= Raw data =
· · · ·

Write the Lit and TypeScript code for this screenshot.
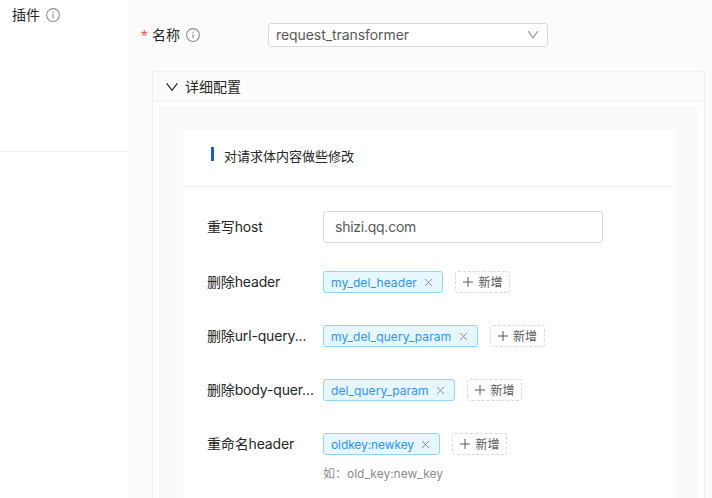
import { LitElement, html, css } from "lit";
import { customElement } from "lit/decorators.js";
import { styleMap } from "lit/directives/style-map.js";

interface TagRow {
  label: string;
  tag: string;
  width: number;
  spacing: number;
  hint?: string;
}

const ROWS: TagRow[] = [
  { label: "删除header", tag: "my_del_header", width: 120.4, spacing: 0.1 },
  { label: "删除url-query...", tag: "my_del_query_param", width: 155, spacing: 0.12 },
  { label: "删除body-quer...", tag: "del_query_param", width: 132.4, spacing: 0.07 },
  { label: "重命名header", tag: "oldkey:newkey", width: 117.4, spacing: -0.1, hint: "old_key:new_key" },
];

const infoIcon = html`<svg class="info" viewBox="0 0 14 14" width="14" height="14" fill="none" stroke="#8c8c8c">
  <circle cx="7" cy="7" r="6.4" stroke-width="1.05" />
  <path d="M7 6.1V10.3" stroke-width="1.1" />
  <circle cx="7" cy="4.2" r=".75" fill="#8c8c8c" stroke="none" />
</svg>`;

@customElement("app-root")
export class AppRoot extends LitElement {
  static styles = css`
    :host {
      display: flex;
      width: 712px;
      height: 498px;
      overflow: hidden;
      background: #fbfbfb;
      color: #262626;
      font: 14px/22px Inter, "Noto Sans CJK SC", sans-serif;
    }
    * { box-sizing: border-box; }
    svg { display: block; flex: none; }
    .side { width: 128px; flex: none; background: #fff; }
    .side-head {
      display: flex;
      gap: 6px;
      height: 152px;
      padding: 4px 0 0 12px;
      border-bottom: 1px solid #f0f0f0;
    }
    .side-head .info { margin-top: 4px; }
    .main { width: 584px; padding: 23px 7px 0 13px; }
    .name { display: flex; align-items: center; height: 24px; }
    .star { width: 11px; color: #ff4d4f; font: 17px/14px "Liberation Sans", sans-serif; padding-top: 4px; }
    .name-label { display: flex; align-items: center; gap: 6px; width: 116px; }
    .select {
      display: flex;
      align-items: center;
      justify-content: space-between;
      width: 280px;
      height: 24px;
      padding: 0 8px 0 7px;
      background: #fff;
      border: 1px solid #d9d9d9;
      border-radius: 3px;
      color: #595959;
      letter-spacing: -0.07px;
    }
    .panel {
      margin: 24px 0 0 11px;
      width: 553px;
      height: 450px;
      border: 1px solid #f0f0f0;
      border-radius: 3px;
      background: #fff;
    }
    .panel-head {
      display: flex;
      align-items: center;
      gap: 7px;
      height: 30px;
      padding-left: 13px;
      background: #fbfbfb;
      border-bottom: 1px solid #f0f0f0;
    }
    .well { margin: 4px 6px 0; padding: 24px 24px 0; height: 420px; background: #fafafa; }
    .card { width: 491px; height: 400px; background: #fff; }
    .card-head {
      display: flex;
      gap: 10px;
      height: 57px;
      padding: 15px 0 0 28px;
      border-bottom: 1px solid #f0f0f0;
      font-size: 13px;
    }
    .bar { width: 3px; height: 14px; margin-top: 2px; background: #1759dd; }
    .form { padding: 24px 0 0 24px; }
    .row { display: flex; align-items: center; height: 22px; margin-bottom: 32px; }
    .row.host { height: 32px; margin-bottom: 28px; }
    .label { width: 116px; white-space: nowrap; letter-spacing: -0.15px; }
    .input {
      width: 280px;
      height: 32px;
      padding: 4px 11px;
      border: 1px solid #d9d9d9;
      border-radius: 3px;
      color: #595959;
      letter-spacing: -0.25px;
    }
    .tag {
      display: flex;
      align-items: center;
      justify-content: space-between;
      height: 22px;
      padding: 0 9px 0 7px;
      background: #e6f7ff;
      border: 1px solid #91d5ff;
      border-radius: 3px;
      color: #2b93ff;
      font-size: 12px;
    }
    .add {
      display: flex;
      align-items: center;
      gap: 5px;
      width: 55.4px;
      height: 22px;
      margin-left: 11.5px;
      padding-left: 7.5px;
      border: 1px dashed #d9d9d9;
      border-radius: 3px;
      color: #595959;
      font-size: 12px;
    }
    .add span, .tag span { padding-top: 2px; }
    .hint { margin: -24px 0 0 116px; color: #8c8c8c; font-size: 12px; }
  `;

  private row(r: TagRow) {
    return html`
      <div class="row">
        <div class="label">${r.label}</div>
        <div class="tag" style=${styleMap({ width: `${r.width}px`, letterSpacing: `${r.spacing}px` })}>
          <span>${r.tag}</span>
          <svg width="9" height="9" viewBox="0 0 9 9" stroke="#8c8c8c"><path d="M1.2 1L7.8 8M7.8 1L1.2 8" /></svg>
        </div>
        <div class="add">
          <svg width="10" height="10" viewBox="0 0 10 10" stroke="#595959"><path d="M5 0V10M0 5H10" /></svg>
          <span>新增</span>
        </div>
      </div>
      ${r.hint ? html`<div class="hint">如：${r.hint}</div>` : null}
    `;
  }

  render() {
    return html`
      <div class="side"><div class="side-head"><span>插件</span>${infoIcon}</div></div>
      <div class="main">
        <div class="name">
          <span class="star">*</span>
          <div class="name-label"><span>名称</span>${infoIcon}</div>
          <div class="select">
            <span>request_transformer</span>
            <svg width="12" height="10" viewBox="0 0 12 10" fill="none" stroke="#8c8c8c" stroke-width="1.1"><path d="M1.2 1.2L6 7.8L10.8 1.2" /></svg>
          </div>
        </div>
        <div class="panel">
          <div class="panel-head">
            <svg width="12" height="10" viewBox="0 0 12 10" fill="none" stroke="#262626" stroke-width="1.25"><path d="M.7 1.3L6 8.3L11.3 1.3" /></svg>
            <span>详细配置</span>
          </div>
          <div class="well">
            <div class="card">
              <div class="card-head"><i class="bar"></i><span>对请求体内容做些修改</span></div>
              <div class="form">
                <div class="row host"><div class="label">重写host</div><div class="input">shizi.qq.com</div></div>
                ${ROWS.map((r) => this.row(r))}
              </div>
            </div>
          </div>
        </div>
      </div>
    `;
  }
}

· · · ·

= Task to complete =
Without the pictures, transcribe the listing above exactly.

= The output =
Write the Lit and TypeScript code for this screenshot.
import { LitElement, html, css } from "lit";
import { customElement } from "lit/decorators.js";
import { styleMap } from "lit/directives/style-map.js";

interface TagRow {
  label: string;
  tag: string;
  width: number;
  spacing: number;
  hint?: string;
}

const ROWS: TagRow[] = [
  { label: "删除header", tag: "my_del_header", width: 120.4, spacing: 0.1 },
  { label: "删除url-query...", tag: "my_del_query_param", width: 155, spacing: 0.12 },
  { label: "删除body-quer...", tag: "del_query_param", width: 132.4, spacing: 0.07 },
  { label: "重命名header", tag: "oldkey:newkey", width: 117.4, spacing: -0.1, hint: "old_key:new_key" },
];

const infoIcon = html`<svg class="info" viewBox="0 0 14 14" width="14" height="14" fill="none" stroke="#8c8c8c">
  <circle cx="7" cy="7" r="6.4" stroke-width="1.05" />
  <path d="M7 6.1V10.3" stroke-width="1.1" />
  <circle cx="7" cy="4.2" r=".75" fill="#8c8c8c" stroke="none" />
</svg>`;

@customElement("app-root")
export class AppRoot extends LitElement {
  static styles = css`
    :host {
      display: flex;
      width: 712px;
      height: 498px;
      overflow: hidden;
      background: #fbfbfb;
      color: #262626;
      font: 14px/22px Inter, "Noto Sans CJK SC", sans-serif;
    }
    * { box-sizing: border-box; }
    svg { display: block; flex: none; }
    .side { width: 128px; flex: none; background: #fff; }
    .side-head {
      display: flex;
      gap: 6px;
      height: 152px;
      padding: 4px 0 0 12px;
      border-bottom: 1px solid #f0f0f0;
    }
    .side-head .info { margin-top: 4px; }
    .main { width: 584px; padding: 23px 7px 0 13px; }
    .name { display: flex; align-items: center; height: 24px; }
    .star { width: 11px; color: #ff4d4f; font: 17px/14px "Liberation Sans", sans-serif; padding-top: 4px; }
    .name-label { display: flex; align-items: center; gap: 6px; width: 116px; }
    .select {
      display: flex;
      align-items: center;
      justify-content: space-between;
      width: 280px;
      height: 24px;
      padding: 0 8px 0 7px;
      background: #fff;
      border: 1px solid #d9d9d9;
      border-radius: 3px;
      color: #595959;
      letter-spacing: -0.07px;
    }
    .panel {
      margin: 24px 0 0 11px;
      width: 553px;
      height: 450px;
      border: 1px solid #f0f0f0;
      border-radius: 3px;
      background: #fff;
    }
    .panel-head {
      display: flex;
      align-items: center;
      gap: 7px;
      height: 30px;
      padding-left: 13px;
      background: #fbfbfb;
      border-bottom: 1px solid #f0f0f0;
    }
    .well { margin: 4px 6px 0; padding: 24px 24px 0; height: 420px; background: #fafafa; }
    .card { width: 491px; height: 400px; background: #fff; }
    .card-head {
      display: flex;
      gap: 10px;
      height: 57px;
      padding: 15px 0 0 28px;
      border-bottom: 1px solid #f0f0f0;
      font-size: 13px;
    }
    .bar { width: 3px; height: 14px; margin-top: 2px; background: #1759dd; }
    .form { padding: 24px 0 0 24px; }
    .row { display: flex; align-items: center; height: 22px; margin-bottom: 32px; }
    .row.host { height: 32px; margin-bottom: 28px; }
    .label { width: 116px; white-space: nowrap; letter-spacing: -0.15px; }
    .input {
      width: 280px;
      height: 32px;
      padding: 4px 11px;
      border: 1px solid #d9d9d9;
      border-radius: 3px;
      color: #595959;
      letter-spacing: -0.25px;
    }
    .tag {
      display: flex;
      align-items: center;
      justify-content: space-between;
      height: 22px;
      padding: 0 9px 0 7px;
      background: #e6f7ff;
      border: 1px solid #91d5ff;
      border-radius: 3px;
      color: #2b93ff;
      font-size: 12px;
    }
    .add {
      display: flex;
      align-items: center;
      gap: 5px;
      width: 55.4px;
      height: 22px;
      margin-left: 11.5px;
      padding-left: 7.5px;
      border: 1px dashed #d9d9d9;
      border-radius: 3px;
      color: #595959;
      font-size: 12px;
    }
    .add span, .tag span { padding-top: 2px; }
    .hint { margin: -24px 0 0 116px; color: #8c8c8c; font-size: 12px; }
  `;

  private row(r: TagRow) {
    return html`
      <div class="row">
        <div class="label">${r.label}</div>
        <div class="tag" style=${styleMap({ width: `${r.width}px`, letterSpacing: `${r.spacing}px` })}>
          <span>${r.tag}</span>
          <svg width="9" height="9" viewBox="0 0 9 9" stroke="#8c8c8c"><path d="M1.2 1L7.8 8M7.8 1L1.2 8" /></svg>
        </div>
        <div class="add">
          <svg width="10" height="10" viewBox="0 0 10 10" stroke="#595959"><path d="M5 0V10M0 5H10" /></svg>
          <span>新增</span>
        </div>
      </div>
      ${r.hint ? html`<div class="hint">如：${r.hint}</div>` : null}
    `;
  }

  render() {
    return html`
      <div class="side"><div class="side-head"><span>插件</span>${infoIcon}</div></div>
      <div class="main">
        <div class="name">
          <span class="star">*</span>
          <div class="name-label"><span>名称</span>${infoIcon}</div>
          <div class="select">
            <span>request_transformer</span>
            <svg width="12" height="10" viewBox="0 0 12 10" fill="none" stroke="#8c8c8c" stroke-width="1.1"><path d="M1.2 1.2L6 7.8L10.8 1.2" /></svg>
          </div>
        </div>
        <div class="panel">
          <div class="panel-head">
            <svg width="12" height="10" viewBox="0 0 12 10" fill="none" stroke="#262626" stroke-width="1.25"><path d="M.7 1.3L6 8.3L11.3 1.3" /></svg>
            <span>详细配置</span>
          </div>
          <div class="well">
            <div class="card">
              <div class="card-head"><i class="bar"></i><span>对请求体内容做些修改</span></div>
              <div class="form">
                <div class="row host"><div class="label">重写host</div><div class="input">shizi.qq.com</div></div>
                ${ROWS.map((r) => this.row(r))}
              </div>
            </div>
          </div>
        </div>
      </div>
    `;
  }
}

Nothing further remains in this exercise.